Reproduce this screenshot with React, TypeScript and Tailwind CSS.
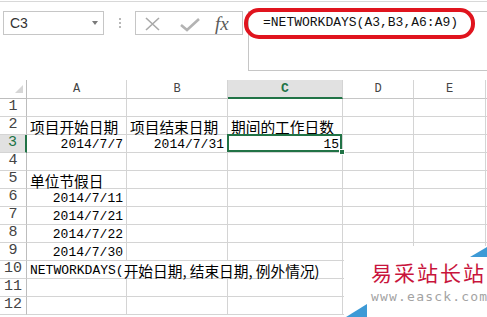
import React from "react";

// widths include the right gridline
const cols = [
  { key: "A", w: "w-[100px]" },
  { key: "B", w: "w-[101px]" },
  { key: "C", w: "w-[115px]" },
  { key: "D", w: "w-[71px]" },
  { key: "E", w: "w-[72px]" },
];

type RowData = {
  n: number;
  a?: string;
  b?: string;
  c?: string;
  kind?: "cjk" | "num";
};

const rows: RowData[] = [
  { n: 1 },
  { n: 2, a: "项目开始日期", b: "项目结束日期", c: "期间的工作日数", kind: "cjk" },
  { n: 3, a: "2014/7/7", b: "2014/7/31", c: "15", kind: "num" },
  { n: 4 },
  { n: 5, a: "单位节假日", kind: "cjk" },
  { n: 6, a: "2014/7/11", kind: "num" },
  { n: 7, a: "2014/7/21", kind: "num" },
  { n: 8, a: "2014/7/22", kind: "num" },
  { n: 9, a: "2014/7/30", kind: "num" },
  { n: 10 },
  { n: 11 },
  { n: 12 },
];

const mono = "font-['Liberation_Mono',monospace] text-[13px]";
const cjk = "font-['Noto_Sans_CJK_SC',sans-serif] text-[14.7px]";

function RowHead({ n }: { n: number }) {
  const sel = n === 3;
  return (
    <div
      className={`flex h-full w-[27px] shrink-0 items-center justify-center border-b border-b-[#d4d4d4] font-['Liberation_Mono',monospace] text-[15px] ${
        sel
          ? "border-r-2 border-r-[#217346] bg-[#e1e1e1] text-[#217346]"
          : "border-r border-r-[#bdbdbd] text-[#444]"
      }`}
    >
      {n}
    </div>
  );
}

function Cell({
  w,
  text,
  kind,
  selected,
}: {
  w: string;
  text?: string;
  kind?: "cjk" | "num";
  selected?: boolean;
}) {
  return (
    <div
      className={`relative flex h-full shrink-0 items-center whitespace-nowrap border-r border-b border-[#d4d4d4] px-[3px] pt-[2px] leading-[16px] ${w} ${
        kind === "num" ? `justify-end ${mono}` : cjk
      }`}
    >
      {text}
      {selected && (
        <>
          <div className="absolute -left-px -top-px right-0 bottom-0 z-10 border-2 border-[#217346]" />
          <div className="absolute -right-[3px] -bottom-[3px] z-10 h-[6px] w-[6px] border border-white bg-[#217346]" />
        </>
      )}
    </div>
  );
}

function Row({ r }: { r: RowData }) {
  if (r.n === 10) {
    return (
      <div className="flex h-[18px]">
        <RowHead n={10} />
        <div className="flex h-full w-[316px] shrink-0 items-center whitespace-nowrap border-r border-b border-[#d4d4d4] px-[3px] pt-[2px] leading-[16px]">
          <span className={mono}>NETWORKDAYS(</span>
          <span className={cjk}>开始日期, 结束日期, 例外情况)</span>
        </div>
        <Cell w="w-[71px]" />
        <Cell w="w-[72px]" />
        <div className="h-full flex-1 border-b border-[#d4d4d4]" />
      </div>
    );
  }
  return (
    <div className="flex h-[18px]">
      <RowHead n={r.n} />
      <Cell w={cols[0].w} text={r.a} kind={r.kind} />
      <Cell w={cols[1].w} text={r.b} kind={r.kind} />
      <Cell w={cols[2].w} text={r.c} kind={r.kind} selected={r.n === 3} />
      <Cell w={cols[3].w} />
      <Cell w={cols[4].w} />
      <div className="h-full flex-1 border-b border-[#d4d4d4]" />
    </div>
  );
}

export default function App() {
  return (
    <div className="relative h-[317px] w-[487px] overflow-hidden bg-white text-black">
      {/* name box + formula bar */}
      <div className="mt-px h-[79px] border-t border-[#d8d8d8]">
        <div className="flex items-start pt-[9px]">
          <div className="ml-[3px] flex h-[24px] w-[101px] items-center justify-between border border-[#c6c6c6] pl-[6px] pr-[5px]">
            <span className="font-['Liberation_Sans',sans-serif] text-[14px] text-[#333]">C3</span>
            <span className="h-0 w-0 border-x-[3px] border-t-[4px] border-x-transparent border-t-[#7a7a7a]" />
          </div>

          <div className="ml-[15px] mt-[7px] flex flex-col gap-[2px]">
            <span className="h-[2px] w-[2px] bg-[#b8b8b8]" />
            <span className="h-[2px] w-[2px] bg-[#b8b8b8]" />
            <span className="h-[2px] w-[2px] bg-[#b8b8b8]" />
          </div>

          <div className="ml-[14px] flex h-[24px] w-[108px] items-center border border-[#c6c6c6]">
            <svg className="ml-[9px] mt-[2px]" width="15" height="14" viewBox="0 0 15 14">
              <path d="M1 1 L14 13 M14 1 L1 13" stroke="#a9a9a9" strokeWidth="1.6" fill="none" />
            </svg>
            <svg className="ml-[20px] mt-[2px]" width="20" height="15" viewBox="0 0 20 15">
              <path d="M1 8 L7 13 L19 2" stroke="#b3b3b3" strokeWidth="2.6" fill="none" />
            </svg>
            <span className="ml-[15px] font-['Liberation_Serif',serif] text-[19px] italic leading-none text-[#5a5a5a]">
              fx
            </span>
          </div>

          <div className="relative ml-[5px] h-[60px] flex-1 border-y border-l border-[#c6c6c6]">
            <div className="pl-[14px] pt-px font-['Liberation_Mono',monospace] text-[13px] leading-[20px] text-[#111]">
              =NETWORKDAYS(A3,B3,A6:A9)
            </div>
            {/* red highlight ring */}
            <div className="absolute -left-[5px] -top-[4px] h-[31px] w-[231px] rounded-[15px] border-[4px] border-[#e0141e]" />
          </div>
        </div>
      </div>

      {/* column headers */}
      <div className="flex h-[19px]">
        <div className="flex h-full w-[27px] shrink-0 items-end justify-end border-r border-b border-[#bdbdbd] pr-[3px] pb-[5px]">
          <svg width="8" height="8" viewBox="0 0 8 8">
            <polygon points="8,0 8,8 0,8" fill="#d6d6d6" />
          </svg>
        </div>
        {cols.map((c) =>
          c.key === "C" ? (
            <div
              key={c.key}
              className={`flex h-full shrink-0 items-center justify-center border-r border-r-[#d4d4d4] border-b-2 border-b-[#217346] bg-[#e1e1e1] pt-px font-['Liberation_Mono',monospace] text-[13px] font-bold text-[#217346] ${c.w}`}
            >
              {c.key}
            </div>
          ) : (
            <div
              key={c.key}
              className={`flex h-full shrink-0 items-center justify-center border-r border-b border-r-[#d4d4d4] border-b-[#c6c6c6] font-['Liberation_Mono',monospace] text-[12px] text-[#444] ${c.w}`}
            >
              {c.key}
            </div>
          )
        )}
        <div className="h-full flex-1 border-b border-[#c6c6c6]" />
      </div>

      {rows.map((r) => (
        <Row key={r.n} r={r} />
      ))}

      {/* site watermark */}
      <div className="absolute left-[344px] top-[246px] z-20 h-[71px] w-[143px] bg-white">
        <svg className="absolute left-0 top-0" width="143" height="71" viewBox="0 0 143 71">
          <polygon points="126,11 143,1 143,11" fill="#3d9ad6" />
          <polygon points="2,71 23,58 23,71" fill="#3d9ad6" />
        </svg>
        <div className="relative flex flex-col pl-[27px] pt-[12px]">
          <span className="font-['Noto_Sans_CJK_SC',sans-serif] text-[21px] leading-[28px] tracking-[2px] text-[#c8143c]">
            易采站长站
          </span>
          <span className="mt-[1px] font-['DejaVu_Sans_Mono',monospace] text-[13px] leading-[20px] tracking-[1.2px] text-[#a3a3a3]">
            www.easck.com
          </span>
        </div>
      </div>
    </div>
  );
}
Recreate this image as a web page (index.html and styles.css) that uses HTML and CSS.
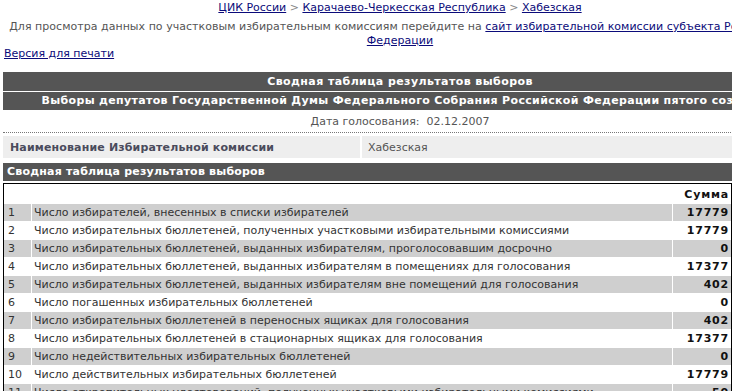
FILE: index.html
```html
<!DOCTYPE html>
<html lang="ru">
<head>
<meta charset="utf-8">
<title>Сводная таблица результатов выборов</title>
<link rel="stylesheet" href="styles.css">
</head>
<body>
<div class="page">
  <div class="crumbs"><a href="#">ЦИК России</a> <span class="sep">&gt;</span> <a href="#">Карачаево-Черкесская Республика</a> <span class="sep">&gt;</span> <a href="#">Хабезская</a></div>
  <div class="note">Для просмотра данных по участковым избирательным комиссиям перейдите на <a href="#">сайт избирательной комиссии субъекта Российской Федерации</a></div>
  <div class="print"><a href="#">Версия для печати</a></div>

  <div class="band band-center band-first">Сводная таблица результатов выборов</div>
  <div class="band band-center band-second">Выборы депутатов Государственной Думы Федерального Собрания Российской Федерации пятого созыва</div>
  <div class="date">Дата голосования:&nbsp; 02.12.2007</div>
  <div class="commission">
    <div class="commission-label">Наименование Избирательной комиссии</div>
    <div class="commission-value">Хабезская</div>
  </div>
  <div class="band band-left">Сводная таблица результатов выборов</div>

  <table class="results">
    <colgroup><col class="c-num"><col class="c-name"><col class="c-sum"></colgroup>
    <tr class="head-row"><td></td><td></td><td class="sum">Сумма</td></tr>
    <tr class="odd"><td class="num">1</td><td class="name">Число избирателей, внесенных в списки избирателей</td><td class="sum">17779</td></tr>
    <tr><td class="num">2</td><td class="name">Число избирательных бюллетеней, полученных участковыми избирательными комиссиями</td><td class="sum">17779</td></tr>
    <tr class="odd"><td class="num">3</td><td class="name">Число избирательных бюллетеней, выданных избирателям, проголосовавшим досрочно</td><td class="sum">0</td></tr>
    <tr><td class="num">4</td><td class="name">Число избирательных бюллетеней, выданных избирателям в помещениях для голосования</td><td class="sum">17377</td></tr>
    <tr class="odd"><td class="num">5</td><td class="name">Число избирательных бюллетеней, выданных избирателям вне помещений для голосования</td><td class="sum">402</td></tr>
    <tr><td class="num">6</td><td class="name">Число погашенных избирательных бюллетеней</td><td class="sum">0</td></tr>
    <tr class="odd"><td class="num">7</td><td class="name">Число избирательных бюллетеней в переносных ящиках для голосования</td><td class="sum">402</td></tr>
    <tr><td class="num">8</td><td class="name">Число избирательных бюллетеней в стационарных ящиках для голосования</td><td class="sum">17377</td></tr>
    <tr class="odd"><td class="num">9</td><td class="name">Число недействительных избирательных бюллетеней</td><td class="sum">0</td></tr>
    <tr><td class="num">10</td><td class="name">Число действительных избирательных бюллетеней</td><td class="sum">17779</td></tr>
    <tr class="odd"><td class="num">11</td><td class="name">Число открепительных удостоверений, полученных участковыми избирательными комиссиями</td><td class="sum">50</td></tr>
    <tr><td class="num">12</td><td class="name">Число открепительных удостоверений, выданных избирателям на избирательных участках</td><td class="sum">48</td></tr>
  </table>
</div>
</body>
</html>
```

FILE: styles.css
```css
html, body {
  margin: 0;
  padding: 0;
  background: #fff;
  overflow: hidden;
}

body {
  font-family: "DejaVu Sans", Verdana, sans-serif;
  font-size: 11px;
  line-height: 14px;
  color: #555;
}

a {
  color: #0b0b7a;
  text-decoration: underline;
}

.page {
  width: 794px;
  padding-left: 3px;
  padding-top: 1px;
}

.crumbs {
  text-align: center;
  height: 14px;
}

.crumbs .sep {
  color: #888;
}

.note {
  margin-top: 5px;
  text-align: center;
  padding: 0 2px;
  letter-spacing: 0.03px;
  line-height: 14px;
}

.print {
  padding-left: 1px;
  margin-top: -1px;
}

.band {
  background: #555;
  color: #fff;
  font-weight: bold;
  height: 18px;
  line-height: 18px;
  white-space: nowrap;
}

.band-center {
  text-align: center;
  letter-spacing: 0.33px;
}

.band-first {
  margin-top: 11px;
  height: 19px;
  line-height: 19px;
  letter-spacing: 0.42px;
}

.band-second {
  margin-top: 1px;
}

.band-left {
  margin-top: 5px;
  padding-left: 4px;
  letter-spacing: 0.2px;
}

.date {
  height: 21px;
  line-height: 22px;
  padding-top: 1px;
  text-align: center;
  border-bottom: 1px dotted #777;
}

.commission {
  display: flex;
  margin-top: 3px;
  height: 22px;
  line-height: 24px;
}

.commission-label {
  width: 350px;
  padding-left: 7px;
  background: #eeeeee;
  color: #4a4b5c;
  font-weight: bold;
  letter-spacing: 0.15px;
}

.commission-value {
  flex: 1;
  margin-left: 2px;
  padding-left: 6px;
  background: #eeeeee;
  color: #555;
}

.results {
  margin-top: 2px;
  width: 729px;
  table-layout: fixed;
  border-collapse: separate;
  border-spacing: 0;
  border: 1px solid #000;
  border-bottom: none;
  color: #333;
}

.c-num { width: 27px; }
.c-name { width: 641px; }
.c-sum { width: 59px; }

.results td {
  padding: 0;
  height: 17px;
  line-height: 17px;
  border-bottom: 1px solid #fff;
  white-space: nowrap;
  overflow: hidden;
}

.results td + td {
  border-left: 1px solid #fff;
}

.results .head-row td {
  line-height: 14px;
  vertical-align: bottom;
  padding-bottom: 1px;
  height: 18px;
}

.results .odd td {
  background: #cfcfcf;
}

.results .num {
  padding-left: 4px;
}

.results .name {
  padding-left: 2px;
}

.results .sum {
  text-align: right;
  padding-right: 2px;
  font-weight: bold;
  color: #111;
  letter-spacing: 0.8px;
}
```
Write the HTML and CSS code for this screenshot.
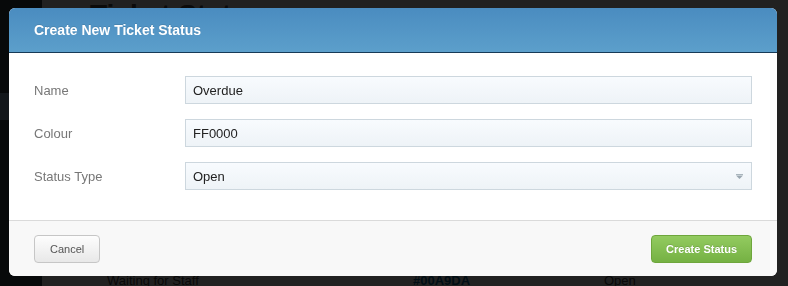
FILE: index.html
```html
<!DOCTYPE html>
<html lang="en">
<head>
  <meta charset="UTF-8">
  <meta name="viewport" content="width=device-width, initial-scale=1.0">
  <link rel="stylesheet" href="styles.css">
</head>
<body>
<div class="page">
  <aside class="sidebar">
    <div class="nav-item"></div>
  </aside>
  <main class="content">
    <h1>Ticket Statuses</h1>
    <table class="statuses">
      <thead>
        <tr><th>Name</th><th>Colour</th><th>Type</th></tr>
      </thead>
      <tbody>
        <tr><td>Open</td><td class="hex">#8CC63F</td><td>Open</td></tr>
        <tr><td>In Progress</td><td class="hex">#F7941D</td><td>Open</td></tr>
        <tr><td>Waiting for Customer</td><td class="hex">#662D91</td><td>Open</td></tr>
        <tr><td>Resolved</td><td class="hex">#999999</td><td>Closed</td></tr>
        <tr><td>Waiting for Staff</td><td class="hex">#00A9DA</td><td>Open</td></tr>
      </tbody>
    </table>
  </main>
</div>

<div class="backdrop"></div>

<div class="modal">
  <div class="modal-header">
    <h3>Create New Ticket Status</h3>
  </div>
  <form class="modal-body">
    <label for="name">Name</label>
    <input id="name" type="text" value="Overdue">

    <label for="colour">Colour</label>
    <input id="colour" type="text" value="FF0000">

    <label for="type">Status Type</label>
    <div class="select">
      <select id="type">
        <option>Open</option>
        <option>Closed</option>
      </select>
      <svg class="caret" width="7" height="5" viewBox="0 0 7 5">
        <rect x="0" y="0" width="7" height="1" fill="#a9b5bd"/>
        <path d="M0 1.5 H7 L3.5 5 Z" fill="#9aa7b0"/>
      </svg>
    </div>
  </form>
  <div class="modal-footer">
    <button class="btn">Cancel</button>
    <button class="btn btn-green">Create Status</button>
  </div>
</div>
</body>
</html>
```

FILE: styles.css
```css
body {
  margin: 0;
  background: #fff;
  font-family: "Liberation Sans", Arial, sans-serif;
  overflow: hidden;
}

.page {
  display: flex;
  min-height: 100vh;
}

.sidebar {
  width: 42px;
  background: #3a4552;
}

.nav-item {
  margin-top: 93px;
  height: 27px;
  background: #92b1d0;
}

.content {
  flex: 1;
  padding-left: 48px;
}

.content h1 {
  margin: 0;
  font-size: 28px;
  line-height: 30px;
  color: #555;
}

.statuses {
  width: 640px;
  table-layout: fixed;
  margin-top: 10px;
  border-collapse: collapse;
  font-size: 13px;
  color: #444;
}

.statuses th,
.statuses td {
  text-align: left;
  padding: 0 17px;
  border-bottom: 1px solid #e4e4e4;
  white-space: nowrap;
}

.statuses th {
  height: 32px;
}

.statuses th:nth-child(1) { width: 272px; }
.statuses th:nth-child(2) { width: 157px; }

.statuses td {
  height: 47px;
  vertical-align: top;
  padding-top: 12px;
  box-sizing: border-box;
}

.hex {
  color: #0a6fa0;
  font-weight: bold;
}

.backdrop {
  position: fixed;
  inset: 0;
  background: rgba(0, 0, 0, 0.87);
}

/* modal */
.modal {
  position: fixed;
  top: 8px;
  left: 9px;
  width: 768px;
  background: #fff;
  border-radius: 6px;
  overflow: hidden;
}

.modal-header {
  height: 45px;
  box-sizing: border-box;
  padding: 0 25px;
  display: flex;
  align-items: center;
  background: linear-gradient(#4a8cc0, #5c9fcb);
  border-bottom: 1px solid #173a57;
}

.modal-header h3 {
  margin: 0;
  font-size: 14px;
  color: #fff;
  text-shadow: 0 -1px 0 rgba(0, 0, 0, 0.1);
}

.modal-body {
  display: grid;
  grid-template-columns: 151px 1fr;
  row-gap: 15px;
  align-items: center;
  margin: 0;
  padding: 23px 25px 30px;
}

.modal-body label {
  font-size: 13px;
  color: #777;
}

.modal-body input,
.modal-body select {
  width: 100%;
  height: 28px;
  box-sizing: border-box;
  margin: 0;
  padding: 0 7px;
  border: 1px solid #cdd7de;
  border-radius: 0;
  background: linear-gradient(#f8fbfe, #eef3f7);
  font-family: "Liberation Sans", Arial, sans-serif;
  font-size: 13px;
  color: #222;
  outline: none;
}

.select {
  position: relative;
}

.modal-body select {
  appearance: none;
  -webkit-appearance: none;
}

.caret {
  position: absolute;
  right: 9px;
  top: 12px;
}

.modal-footer {
  display: flex;
  justify-content: space-between;
  padding: 14px 25px 13px;
  border-top: 1px solid #dadada;
  background: #f8f8f8;
}

.btn {
  height: 28px;
  padding: 0 15px;
  border: 1px solid #c6c6c6;
  border-radius: 4px;
  background: linear-gradient(#fdfdfd, #e8e8e8);
  font-family: "Liberation Sans", Arial, sans-serif;
  font-size: 11px;
  color: #555;
  cursor: pointer;
}

.btn-green {
  padding: 0 14px;
  border-color: #6ea63c;
  background: linear-gradient(#93cb60, #75b143);
  color: #fff;
  font-weight: bold;
  text-shadow: 0 -1px 0 rgba(0, 0, 0, 0.12);
}
```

**OBJECTIVE**
In the listing above, locate each line with "styles" and copy it.

**THE ANSWER**
Recreate this image as a web page (index.html and styles.css) that uses HTML and CSS.
<link rel="stylesheet" href="styles.css">
FILE: styles.css
  <link rel="stylesheet" href="styles.css">
FILE: styles.css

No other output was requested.